Is it acceptable to use PVC pipe (like schedule 40) under the house to plumb from the main water supply to hose bibs that punch through to the exterior? I have an unfinished cellar space, and I'm in California in a climate that gets a few freezing days in the winter.

The reason for this is that I want to have essentially 3 sets of (cold) water distribution lines under the house:

  1. Filtered water for drinking, going to the kitchen and bathroom faucets.
  2. Unfiltered water for all other interior use.
  3. Irrigation water for exterior uses, that I can shut off and drain for winterization.

For this last set, I'd want a single shutoff and drainage point, but I don't want to run a separate set of fat and expensive copper lines to each hose bib around the house. Everything inside the house and in the cellar does not need to be drained or winterized, only pipes that penetrate to the outside.

  • 3
    first of all, start with PEX. Copper is dead
    – Tiger Guy
    Oct 3, 2022 at 6:51
  • Why is copper dead? I don't want to use plastics if I can avoid it.
    – Victor Liu
    Oct 4, 2022 at 16:57
  • costs so much and doesn't last as long
    – Tiger Guy
    Oct 4, 2022 at 19:05

1 Answer 1


Why not use frost free bibs so you don't have to winterize? They're pretty much the standard now.

If you must use regular bibs, I'd use pex as it tolerates freezing more, is more versatile, and still relatively inexpensive. While you can use PVC for drain, vent, etc, it's not approved for [hot] water distribution.

Lastly, and most importantly, I'd avoid separating out distribution in the home. Better to centralize your supply and avoid "filtered" and "unfiltered" water inside the home. Someone will come along down the road and borrow a branch from the unfiltered line and hook it up to a fridge, sink, etc. Keep it simple: cold potable water and hot potable water. Leave "unfiltered" irrigation style distribution to outside the home only (city watering systems, etc)
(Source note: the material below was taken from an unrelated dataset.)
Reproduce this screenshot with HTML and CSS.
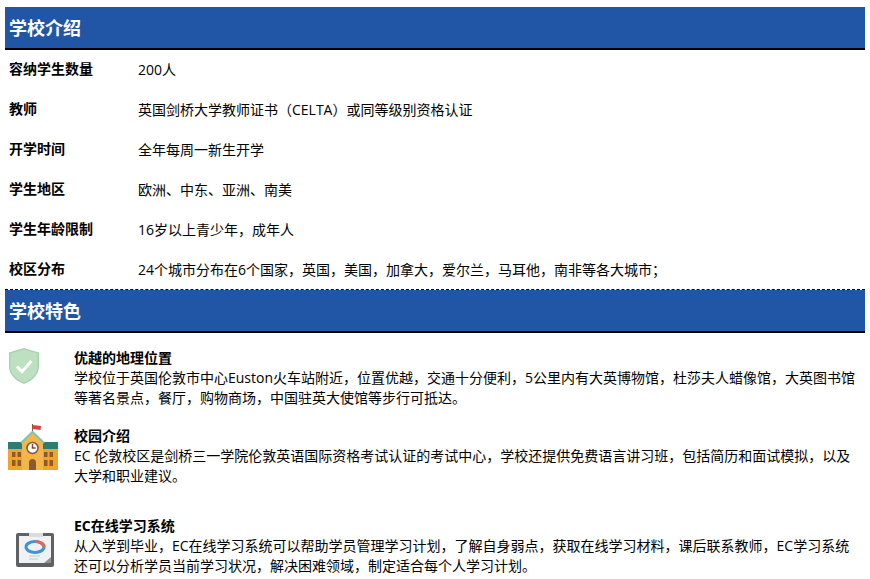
FILE: index.html
```html
<!DOCTYPE html>
<html lang="zh-CN">
<head>
<meta charset="utf-8">
<title>学校介绍</title>
<link rel="stylesheet" href="styles.css">
</head>
<body>
<section class="block">
  <h2 class="bar">学校介绍</h2>
  <dl class="facts">
    <div class="fact"><dt>容纳学生数量</dt><dd>200人</dd></div>
    <div class="fact"><dt>教师</dt><dd>英国剑桥大学教师证书（CELTA）或同等级别资格认证</dd></div>
    <div class="fact"><dt>开学时间</dt><dd>全年每周一新生开学</dd></div>
    <div class="fact"><dt>学生地区</dt><dd>欧洲、中东、亚洲、南美</dd></div>
    <div class="fact"><dt>学生年龄限制</dt><dd>16岁以上青少年，成年人</dd></div>
    <div class="fact"><dt>校区分布</dt><dd>24个城市分布在6个国家，英国，美国，加拿大，爱尔兰，马耳他，南非等各大城市；</dd></div>
  </dl>
</section>
<section class="block block-dashed">
  <h2 class="bar">学校特色</h2>
  <div class="features">
    <article class="feature f1">
      <svg class="icon" width="30" height="36" viewBox="0 0 30 36"><path d="M15 .7 L29.3 5 V18 C29.3 26 23 32 15 35.3 C7 32 .7 26 .7 18 V5 Z" fill="#bde0c0" stroke="#9fd0a8" stroke-width="1.2"/><path d="M8 18.500 L13 23.500 L22.500 13" fill="none" stroke="#fff" stroke-width="3"/></svg>
      <div class="copy"><h3>优越的地理位置</h3><p>学校位于英国伦敦市中心Euston火车站附近，位置优越，交通十分便利，5公里内有大英博物馆，杜莎夫人蜡像馆，大英图书馆等著名景点，餐厅，购物商场，中国驻英大使馆等步行可抵达。</p></div>
    </article>
    <article class="feature f2">
      <svg class="icon" width="50" height="48" viewBox="0 0 50 48"><rect x="24" y="1" width="1" height="9" fill="#8a5a3a"/><path d="M24.500 2 L33 3 L32.500 7 L24.500 6 Z" fill="#d9403f"/><rect x="0" y="26" width="50" height="21" fill="#eea52c"/><path d="M0 19 H15 V26 H0 Z M50 19 H34 V26 H50 Z" fill="#27806f"/><path d="M14 47 V19 L24.500 9 L35 19 V47 Z" fill="#f4b54a"/><path d="M13 20 L24.500 9 L36 20" fill="none" stroke="#7ec4b4" stroke-width="2"/><circle cx="24.500" cy="25" r="5.500" fill="#fff" stroke="#7a5a48" stroke-width="1.500"/><path d="M24.500 21 V25 H27.500" fill="none" stroke="#7a4a36" stroke-width="1.500"/><path d="M21 47 V39.500 A3.500 3.500 0 0 1 28 39.500 V47 Z" fill="#8d5a30"/><g fill="#8d5a30"><rect x="4" y="29" width="3.500" height="5"/><rect x="9.500" y="29" width="3.500" height="5"/><rect x="4" y="37" width="3.500" height="6"/><rect x="9.500" y="37" width="3.500" height="6"/><rect x="36" y="29" width="3.500" height="5"/><rect x="41.500" y="29" width="3.500" height="5"/><rect x="36" y="37" width="3.500" height="6"/><rect x="41.500" y="37" width="3.500" height="6"/></g></svg>
      <div class="copy"><h3>校园介绍</h3><p>EC 伦敦校区是剑桥三一学院伦敦英语国际资格考试认证的考试中心，学校还提供免费语言讲习班，包括简历和面试模拟，以及大学和职业建议。</p></div>
    </article>
    <article class="feature f3">
      <svg class="icon" width="38" height="35" viewBox="0 0 38 35"><rect x="0" y="1" width="38" height="34" rx="2" fill="#5f6163"/><rect x="3" y="4" width="32" height="27" fill="#eef2f4"/><rect x="13" y="1" width="14" height="4" fill="#d9dcdd"/><ellipse cx="19" cy="15" rx="9" ry="5.500" fill="none" stroke="#3f93d6" stroke-width="3"/><path d="M19 9.500 A9 5.500 0 0 1 28 15" fill="none" stroke="#e8635a" stroke-width="3"/><path d="M13 24 H24 M13 27 H22" stroke="#c4c8ca" stroke-width="1"/><path d="M35 25 V31 H28 Z" fill="#8f9193"/></svg>
      <div class="copy"><h3>EC在线学习系统</h3><p>从入学到毕业，EC在线学习系统可以帮助学员管理学习计划，了解自身弱点，获取在线学习材料，课后联系教师，EC学习系统还可以分析学员当前学习状况，解决困难领域，制定适合每个人学习计划。</p></div>
    </article>
  </div>
</section>
</body>
</html>
```
FILE: styles.css
```css
html, body { margin: 0; padding: 0; background: #fff; }
body {
  width: 870px;
  height: 579px;
  overflow: hidden;
  padding: 7px 5px 0;
  box-sizing: border-box;
  font-family: "Open Sans", "Noto Sans CJK SC", sans-serif;
  font-size: 14px;
  color: #000;
}
.bar {
  margin: 0;
  height: 41px;
  line-height: 43px;
  padding-left: 4px;
  background: #2155a5;
  color: #fff;
  font-size: 18px;
  font-weight: 700;
  border-bottom: 2px solid #000;
}
.facts { margin: 0; padding-left: 4px; height: 239px; }
.fact { display: flex; height: 40px; align-items: center; }
.fact dt { width: 129px; font-weight: 700; margin-top: -4px; }
.fact dd { margin: -2px 0 0; }
.block-dashed { border-top: 1px dashed #000; }
.features { padding: 15px 0 0 4px; }
.feature { display: flex; align-items: flex-start; }
.copy { flex: 1; line-height: 20px; }
.copy h3 { margin: 0; font-size: 14px; font-weight: 700; line-height: 20px; }
.copy p { margin: 0; padding-right: 5px; }
.f1 { height: 78px; }
.f2 { height: 90px; }
.f1 .icon { margin: 0 35px 0 0; }
.f2 .icon { margin: -3px 16px 0 -1px; }
.f3 .icon { margin: 16px 20px 0 7px; }
```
  • The reason PVC isn't considered approved for water distribution is because it isn't usable for hot water -- CPVC is required instead Oct 3, 2022 at 11:47
  • 1
    PVC that is marked for potable water use is certainly available, and common, and widely used for cold water distribution. I'd still choose PEX (or non-crosslinked polyethylene well-water tubing for cold.) But it's false to claim that PVC is not approved for water distribution. PVC-DWV is not, but that's not the only PVC pipe available.
    – Ecnerwal
    Oct 3, 2022 at 13:29
  • Appreciate the clarification, I should have noted that. I'd still argue PVC is a poor choice inside a home compared to current products. Answer edited.